No one has pinpointed the number of protestors—observers are claiming anywhere from 12,000 (the official number) to 70,000—but it almost doesn’t matter. What does matter is that once again, the Chinese people have spoken their mind through mass protest; once again the local government has listened and (apparently) capitulated; and once again civil society has emerged at the forefront of a push for political change.
Over the weekend, on Sunday, August 14, a largely middle-class group of Chinese citizens organized a large-scale demonstration in the coastal city of Dalian via the Internet. They were protesting what they believed to be inadequate safeguards at a local Paraxylene (a carcinogenic benzene-based chemical referred to as “PX”) factory. A protective dike around the factory had been breached by rain and high waves that resulted from the tropical storm Muifa. Residents nearby the plant were evacuated, and in the wake of the evacuation, officials reportedly began to consider relocating the factory.
However, the decision was taken away from the government by the protestors. Although the government reported that the factory had not been damaged and no chemical contamination had occurred, residents were worried about the potential for a future disaster; the chemical plant is only twenty kilometers from the center of the city. The government quickly agreed to shut down and relocate the factory. (Of course, at least one news report has noted that the factory is continuing to operate even after the government’s pledge to shut it down immediately.)

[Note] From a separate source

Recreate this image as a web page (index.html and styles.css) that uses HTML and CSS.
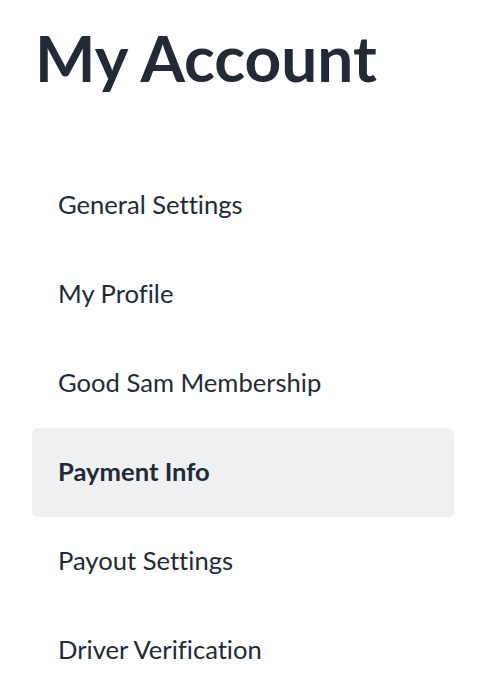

Many news reports have made analogies to a protest in 2007, further down the coast in Xiamen, where the local government, also under significant popular pressure, agreed not to site a PX factory close to the city center. There are similarities—the protesters numbered in the thousands, people communicated via the Internet and cell phones, and the type of plant was the same. In the Xiamen case, however, no plant had yet been built; the opportunity cost for the local government was significant but the actual financial loss was non-existent. In the Dalian situation, the economic losses—first from shuttering the factory and then from relocating it—will be considerable.
What It Signifies
The real significance of the protest, however, is far greater than simply another demonstration of the political potency of mass protest in China. Indeed, an editorial in China’s Global Times warns against considering Dalian simply as a “victory of a ‘protest.” Rather—and this is my interpretation—it is another symbol of how Chinese citizen activism—whether through organized non-governmental organizations, Internet campaigns, running as independent candidacies in local district congress elections, or demonstrations such as that in Dalian—has become a leading source of political evolution in China.
It is important—if often painful—to think about political change in China in the context of the intentions, capacity, resilience, and fate of the larger-than-life political figures, such as Wen Jiabao, Ai Weiwei, and Liu Xiaobo. At the same time, the Dalian protest reminds us that it is equally important to focus on the evolving intentions, capacity, resilience, and fate of the broader Chinese citizenry. China may well be in the midst of a reform movement born of the masses. The Global Times suggests that the Dalian demonstrations and their aftermath are a sign that “Both the public and the government have begun adapting both their language and actions to a more democratic time.” Let’s hope the Global Times is on to something.